RECENTLY ISSUED ACCOUNTING STANDARDS

See Note 4, "Recently Issued Accounting Standards," to the unaudited consolidated interim financial statements, for discussion of certain accounting standards that may be applicable to the Company's current and future consolidated financial statements.

LIQUIDITY AND CAPITAL RESOURCES

The purpose of liquidity management is to ensure there is sufficient cash to meet all financial commitments and obligations as they fall due. The liquidity requirements of the Company and its subsidiaries have been met primarily by funds generated from operations, capital raising, disposal of subsidiaries, investment maturities and investment income, and other returns received on investments and from the sale of investments.

A significant portion of the cash provided by our Extended Warranty companies is required to be placed into restricted trust accounts, as determined by the insurers who back-up our service contracts, in order to fund future expected claims. On a periodic basis (quarterly or annually), we may be required to contribute more into the restricted accounts or we may be permitted to draw additional funds from the restricted accounts, dependent upon actuarial analyses performed by the insurers regarding sufficiency of funds to cover future expected claims. A substantial portion of the restricted trust accounts are invested in fixed maturities and other instruments that have durations similar to the expected future claim projections.

Cash provided from these sources is used primarily for warranty expenses, business service expenses, debt servicing, acquisitions and operating expenses of the holding company.

The Company's Kingsway Search Xcelerator and Extended Warranty subsidiaries fund their obligations primarily through service fee and commission revenue.

Cash Flows from Continuing Operations

During the nine months ended September 30, 2025, the Company reported less than $0.1 million of net cash provided by operating activities from continuing operations, primarily due to operating income from the Extended Warranty and Kingsway Search Xcelerator segments, partially offset by cash paid to settle the Ravix contingent liability of $2.3 million that is reported as an operating activity. During the nine months ended September 30, 2024, the Company reported $0.7 million of net cash provided by operating activities from continuing operations, primarily due to operating income from the Extended Warranty and Kingsway Search Xcelerator segments.
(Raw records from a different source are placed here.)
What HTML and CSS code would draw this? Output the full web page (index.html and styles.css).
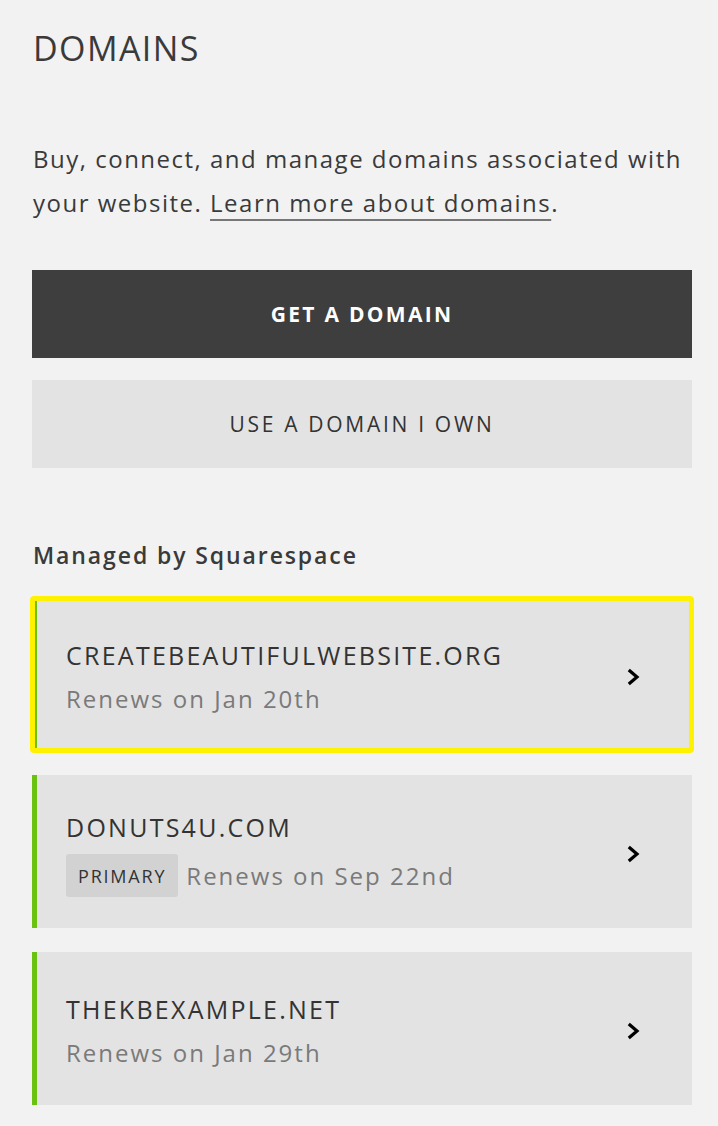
FILE: index.html
```html
<!DOCTYPE html>
<html lang="en">
<head>
<meta charset="utf-8">
<title>Domains</title>
<link rel="stylesheet" href="styles.css">
</head>
<body>
<main class="panel">
  <h1 class="title">DOMAINS</h1>
  <p class="intro">Buy, connect, and manage domains associated with your website. <a class="link" href="#">Learn more about domains</a>.</p>
  <div class="actions">
    <button class="btn btn-dark">GET A DOMAIN</button>
    <button class="btn btn-light">USE A DOMAIN I OWN</button>
  </div>
  <h2 class="section">Managed by Squarespace</h2>
  <ul class="domains">
    <li class="domain is-focused">
      <div class="info">
        <div class="name">CREATEBEAUTIFULWEBSITE.ORG</div>
        <div class="meta"><span class="renew">Renews on Jan 20th</span></div>
      </div>
      <svg class="chev" width="14" height="18" viewBox="0 0 14 18"><path d="M3 3 L10 9 L3 15" fill="none" stroke="#000" stroke-width="3.2" stroke-linecap="square"/></svg>
    </li>
    <li class="domain">
      <div class="info">
        <div class="name">DONUTS4U.COM</div>
        <div class="meta"><span class="badge">PRIMARY</span><span class="renew">Renews on Sep 22nd</span></div>
      </div>
      <svg class="chev" width="14" height="18" viewBox="0 0 14 18"><path d="M3 3 L10 9 L3 15" fill="none" stroke="#000" stroke-width="3.2" stroke-linecap="square"/></svg>
    </li>
    <li class="domain">
      <div class="info">
        <div class="name">THEKBEXAMPLE.NET</div>
        <div class="meta"><span class="renew">Renews on Jan 29th</span></div>
      </div>
      <svg class="chev" width="14" height="18" viewBox="0 0 14 18"><path d="M3 3 L10 9 L3 15" fill="none" stroke="#000" stroke-width="3.2" stroke-linecap="square"/></svg>
    </li>
  </ul>
</main>
</body>
</html>
```
FILE: styles.css
```css
* { box-sizing: border-box; }
html, body { margin: 0; padding: 0; }
body {
  background: #f2f2f2;
  font-family: "Open Sans", "Noto Sans", sans-serif;
  color: #3a3a3a;
}
.panel {
  padding: 28px 26px 20px 32px;
}
.title {
  margin: 0 0 0 1px;
  font-size: 34px;
  line-height: 40px;
  font-weight: 500;
  letter-spacing: 1.4px;
  color: #3a3a3a;
}
.intro {
  margin: 69px 0 0 1px;
  font-size: 24px;
  line-height: 44px;
  letter-spacing: 1.5px;
  color: #3a3a3a;
}
.link {
  color: #3a3a3a;
  text-decoration: underline;
  text-decoration-color: #777;
  text-decoration-thickness: 2px;
  text-underline-offset: 7px;
}
.actions {
  display: flex;
  flex-direction: column;
  gap: 22px;
  margin-top: 45px;
}
.btn {
  display: block;
  width: 100%;
  height: 88px;
  border: 0;
  font-family: inherit;
  font-size: 21px;
  cursor: pointer;
}
.btn-dark {
  background: #3e3e3e;
  color: #fff;
  font-weight: 700;
  letter-spacing: 2.3px;
}
.btn-light {
  background: #e3e3e3;
  color: #333;
  font-weight: 500;
  letter-spacing: 2.7px;
}
.section {
  margin: 72px 0 0 1px;
  font-size: 23px;
  line-height: 30px;
  font-weight: 600;
  letter-spacing: 1.9px;
  color: #3a3a3a;
}
.domains {
  list-style: none;
  margin: 28px 0 0;
  padding: 0;
  display: flex;
  flex-direction: column;
  gap: 24px;
}
.domain {
  position: relative;
  display: flex;
  align-items: center;
  justify-content: space-between;
  height: 153px;
  background: #e3e3e3;
  border-left: 5px solid #6ac10f;
  padding: 0 51px 0 29px;
}
.domain.is-focused {
  outline: 5px solid #fff200;
  outline-offset: -3px;
  border-radius: 2px;
}
.info {
  display: flex;
  flex-direction: column;
  gap: 12px;
  margin-top: 6px;
}
.name {
  font-size: 25px;
  line-height: 30px;
  font-weight: 500;
  letter-spacing: 2.25px;
  color: #333;
}
.meta {
  display: flex;
  align-items: center;
  gap: 8px;
}
.renew {
  font-size: 24px;
  line-height: 34px;
  letter-spacing: 2px;
  color: #7a7a7a;
}
.badge {
  display: inline-flex;
  align-items: center;
  height: 43px;
  padding: 0 12px;
  background: #d2d2d2;
  border-radius: 3px;
  font-size: 18px;
  font-weight: 500;
  letter-spacing: 1.8px;
  color: #333;
}
.chev { display: block; margin-top: 5px; }
```
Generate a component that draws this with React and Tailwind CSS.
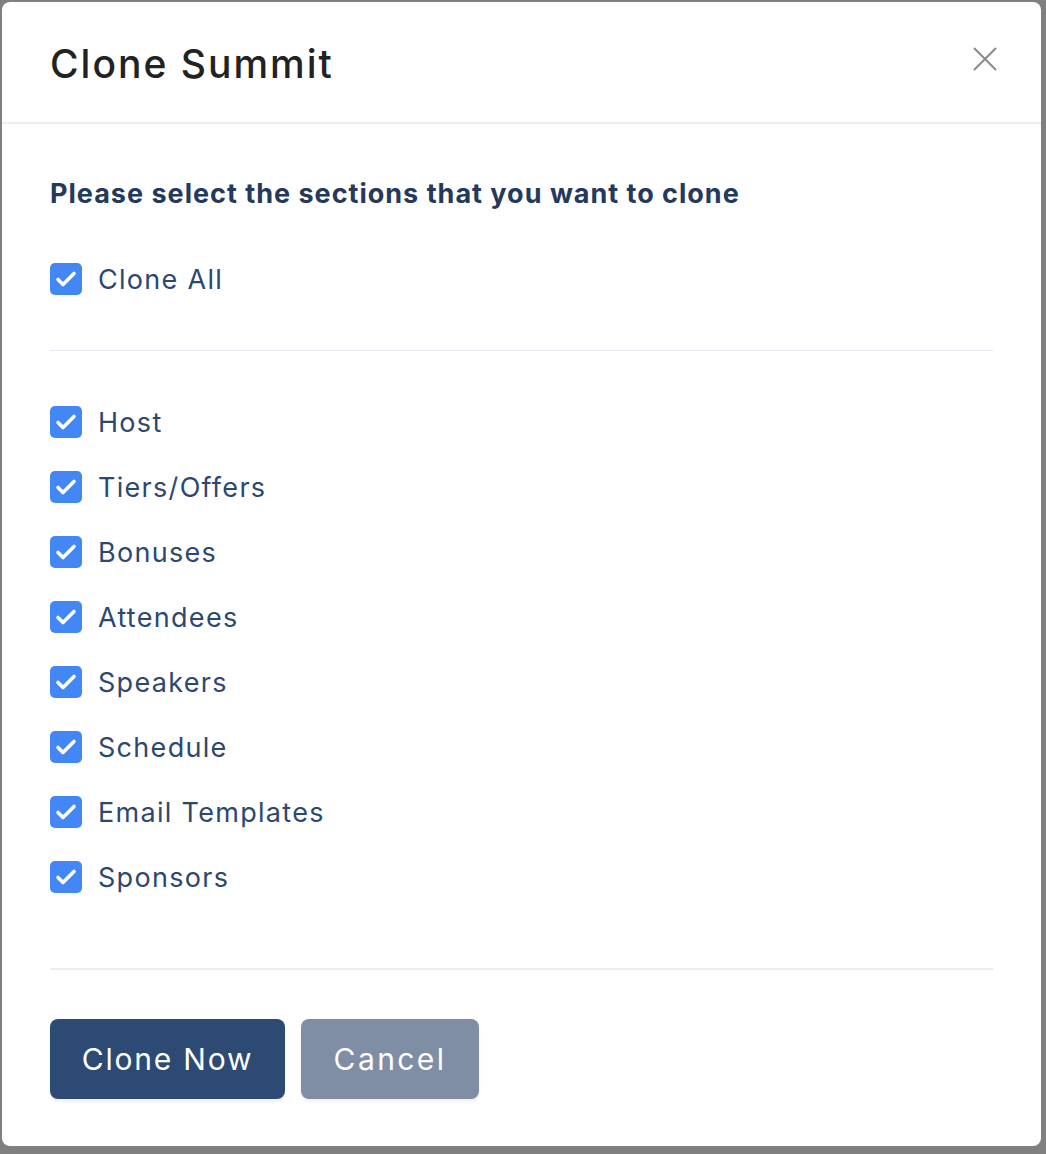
import { useState } from 'react'

const SECTIONS = ['Host', 'Tiers/Offers', 'Bonuses', 'Attendees', 'Speakers', 'Schedule', 'Email Templates', 'Sponsors']

function Check({ checked, onChange, label }) {
  return (
    <label className="flex items-center h-[32px] cursor-pointer select-none">
      <span
        onClick={onChange}
        className={`w-[32px] h-[32px] rounded-[5px] flex items-center justify-center ${checked ? 'bg-[#4287f5]' : 'bg-white border-2 border-[#cbd5e1]'}`}
      >
        {checked && (
          <svg width="32" height="32" viewBox="0 0 32 32" fill="none">
            <path d="M8 16.5l5 5 11-11" stroke="#fff" strokeWidth="3.6" strokeLinecap="round" strokeLinejoin="round" />
          </svg>
        )}
      </span>
      <span className="ml-[16px] text-[27px] tracking-[1.3px] text-[#2c4870] leading-none">{label}</span>
    </label>
  )
}

export default function App() {
  const [checked, setChecked] = useState(() => Object.fromEntries(SECTIONS.map(s => [s, true])))
  const all = SECTIONS.every(s => checked[s])

  const toggleAll = () => setChecked(Object.fromEntries(SECTIONS.map(s => [s, !all])))
  const toggle = s => setChecked(prev => ({ ...prev, [s]: !prev[s] }))

  return (
    <div className="w-[1046px] h-[1154px] bg-[#808080] pt-[2px] pl-[2px] font-['Inter',sans-serif]">
      <div className="w-[1039px] h-[1144px] bg-white rounded-[8px] flex flex-col">
        {/* header */}
        <div className="h-[122px] px-[48px] flex items-center justify-between border-b-2 border-[#ededf0]">
          <h1 className="text-[39px] font-medium text-[#222] tracking-[2px] mt-[4px]">Clone Summit</h1>
          <button className="mr-[-4px] mt-[-6px] text-[#8a8a8a]">
            <svg width="24" height="24" viewBox="0 0 24 24" fill="none">
              <path d="M1 1l22 22M23 1L1 23" stroke="currentColor" strokeWidth="2" />
            </svg>
          </button>
        </div>

        {/* body */}
        <div className="px-[48px] pt-[50px]">
          <p className="h-[40px] flex items-center text-[27px] font-bold tracking-[1px] text-[#24395b]">
            Please select the sections that you want to clone
          </p>
          <div className="mt-[49px]">
            <Check checked={all} onChange={toggleAll} label="Clone All" />
          </div>
          <div className="mt-[55px] h-px bg-[#e4e9f2]" />
          <div className="mt-[55px] flex flex-col gap-[33px]">
            {SECTIONS.map(s => (
              <Check key={s} checked={checked[s]} onChange={() => toggle(s)} label={s} />
            ))}
          </div>
          <div className="mt-[75px] h-[2px] bg-[#e9eef6]" />
          <div className="mt-[49px] flex gap-[16px]">
            <button className="h-[80px] w-[235px] rounded-[8px] bg-[#2c4a74] text-white text-[30px] tracking-[1.8px] shadow-[0_3px_3px_rgba(0,0,0,0.06)]">
              Clone Now
            </button>
            <button className="h-[80px] w-[178px] rounded-[8px] bg-[#808ea5] text-white text-[30px] tracking-[2.4px] shadow-[0_3px_3px_rgba(0,0,0,0.06)]">
              Cancel
            </button>
          </div>
        </div>
      </div>
    </div>
  )
}
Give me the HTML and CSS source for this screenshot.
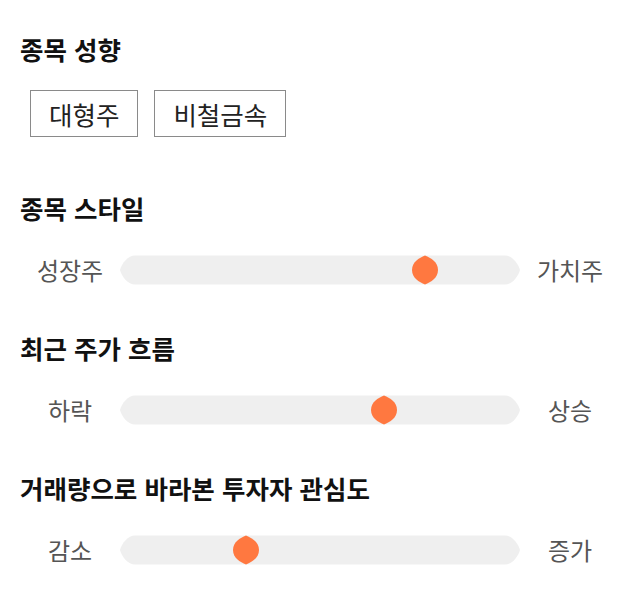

During the nine months ended September 30, 2025, the net cash used in investing activities from continuing operations was $29.9 million. This use of cash is primarily attributed to the acquisitions of Bud's Plumbing, Roundhouse, Advanced Plumbing and Southside Plumbing, net of cash acquired. During the nine months ended September 30, 2024, the net cash used in investing activities from continuing operations was $16.4 million. This use of cash is primarily attributed to the acquisition of Image Solutions, net of cash acquired and purchases of fixed maturities in excess of proceeds from sales and maturities of fixed maturities, distributions received by Argo Holdings from three of its underlying limited liability investment companies, proceeds from the sale of a private company investment and proceeds from the sale of VA Lafayette.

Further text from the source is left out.